On Thu, 30 Jun 2022 21:16:35 -0400
Ken Brown wrote:
> On 6/30/2022 11:45 AM, Ken Brown wrote:
> > On 6/27/2022 8:44 AM, Takashi Yano wrote:
> >> - With this patch, the empty path (empty element in PATH or PATH is
> >>    absent) is treated as the current directory as Linux does.
> >> Addresses: https://cygwin.com/pipermail/cygwin/2022-June/251730.html
> > 
> > It might be a good idea to include a comment in the code and the commit 
> > message 
> > that this feature is being added for Linux compatibility but that it is 
> > deprecated.  According to 
> > https://man7.org/linux/man-pages/man7/environ.7.html,
> > 
> >                As a legacy feature, a zero-length prefix (specified as
> >                two adjacent colons, or an initial or terminating colon)
> >                is interpreted to mean the current working directory.

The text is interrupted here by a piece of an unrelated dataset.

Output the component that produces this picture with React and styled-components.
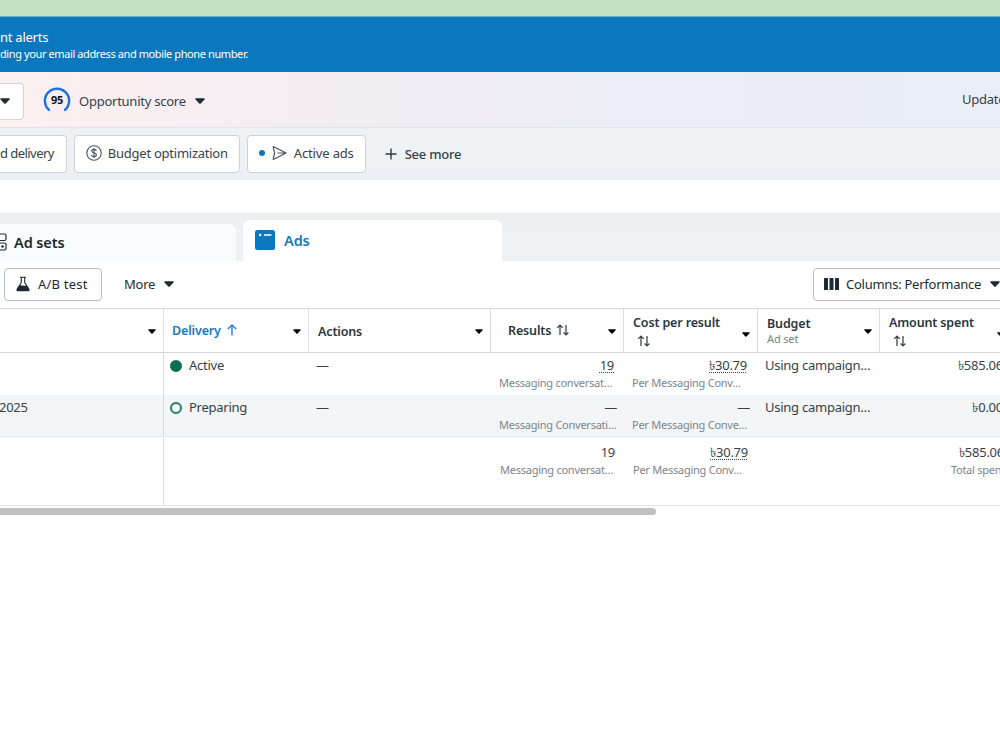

> >                However, use of this feature is deprecated, and POSIX
> >                notes that a conforming application shall use an explicit
> >                pathname (e.g., .)  to specify the current working
> >                directory.
> > 
> > Alternatively, maybe this is a case where we should prefer POSIX compliance 
> > to 
> > Linux compatibility.  Corinna, WDYT?
> 
> I withdraw my suggestion.  There's already a comment in the code saying, "An 
> empty path or '.' means the current directory", so it's clear that the 
> intention 
> was to support that feature, and the code was simply buggy.
> 
> I've now read through the patch, and it looks good to me.  This was pretty 
> tricky to get right.

We still need to discuss whether it is better to align Linux
behavior or just keeping POSIX compliance, don't we?